The Committee divided: Tá, 45; Níl, 11.

  • Pádraig F. Baxter.
  • Earnán de Blaghd.
  • Seán Buitléir.
  • Seoirse de Bhulbh.
  • Próinsias Bulfin.
  • Séamus de Búrca.
  • Patrick J. Egan.
  • John Hennigan.
  • Liam T. Mac Cosgair.
  • Patrick McGilligan.
  • Seoirse Mac Niocaill.
  • Liam Mag Aonghusa.
  • Pádraig Mag Ualghairg.
  • Tomás de Nógla.
  • Martin M. Nally.
  • John T. Nolan.
  • Peadar O hAodha.
  • Criostóir O Broin.
  • Seán O Bruadair.
  • R. O'Connell.
  • Tomás O Conaill.
  • Eoghan O Dochartaigh.
  • Eamon O Dubhghaill.
  • Peadar O Dubhghaill.
  • Pádraig O Dubhthaigh.
  • Eamon O Dúgáin.
  • Risteárd O Maolchatha.
  • Aindriú O Láimhín.
  • Fionán O Loingsigh.
  • Séamus O Leadáin.
  • Domhnall O Muirgheasa.
  • Pádraig O hOgáin (Gaillimh).
  • Seán O Súilleabháin.
  • Louis J. D'Alton.
  • Desmond Fitzgerald.
  • David Hall.
  • Alasdair Mac Cába.
  • Tomás Mac Eoin.
  • Pádraig Mac Fhlannchadha.
  • Aodh O Cúlacháin.
  • Séamus N. O Dóláin.
  • Tadhg O Murchadha.
  • Pádraig O hOgáin (An Clár).
  • Caoimhghín O hUigín.
  • P.W. Shaw.

Níl

  • William Hewat.
  • Ailfrid O Broin.
  • Pádraig O hOgáin (Luimneach).
  • Sir James Craig.
  • John Good.
  • Seán de Faoite.
  • Connor Hogan.
  • James Sproule Myles
  • Seán O Laidhin.
  • Domhnall O Mocháin.
  • Liam Thrift.
Motion declared carried.

Is motion No. 3 opposed?

I do not know. It is a motion which merely deals with a decision given by the British courts in 1923. The practice from 1914 up to the time of that decision has been in accordance with the resolutions.
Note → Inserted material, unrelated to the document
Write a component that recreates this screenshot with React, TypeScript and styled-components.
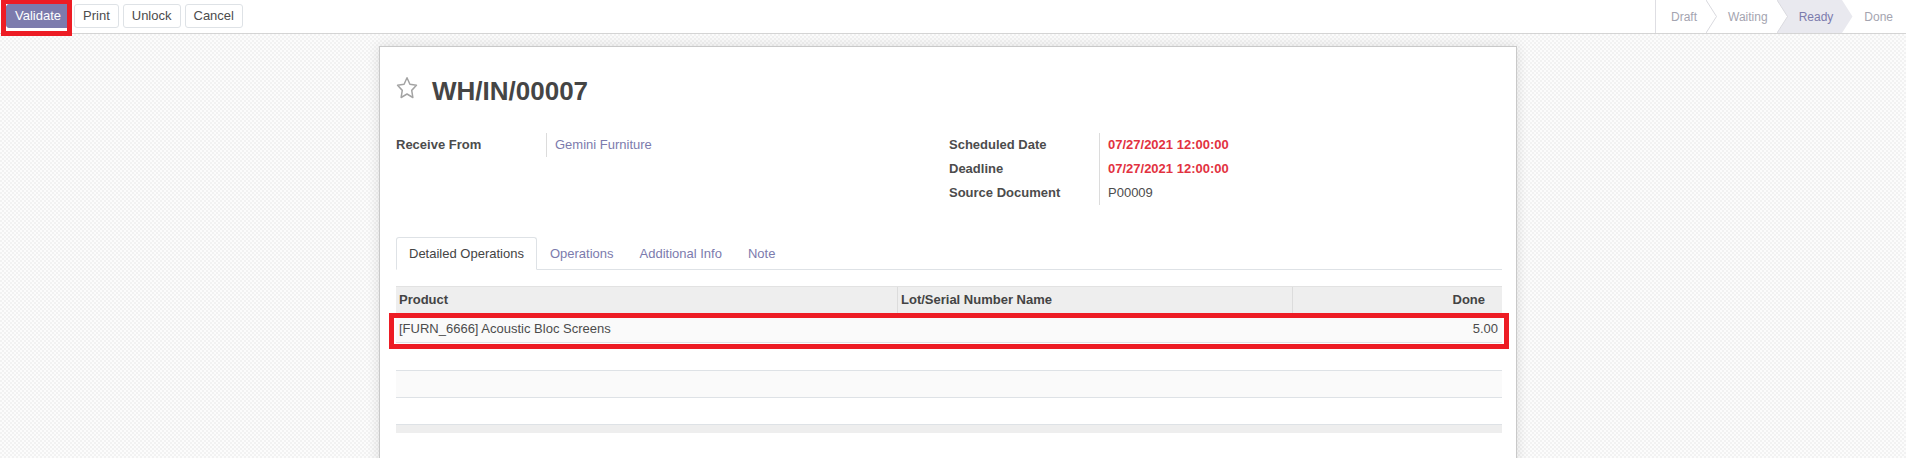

In England in 1923 a decision was given which would make this necessary if the previous practice were to be continued, and if we were to assume that Irish courts, considering the matter, would be likely to take the same view as the English courts.

As I understand, other important business is to be taken at 2 o'clock and as it is near that hour surely it is unwise to enter on this business now?

I agree.

When will this matter be taken up again?

On Tuesday.

Will it be the first business on Tuesday?

Yes. I move that we report progress.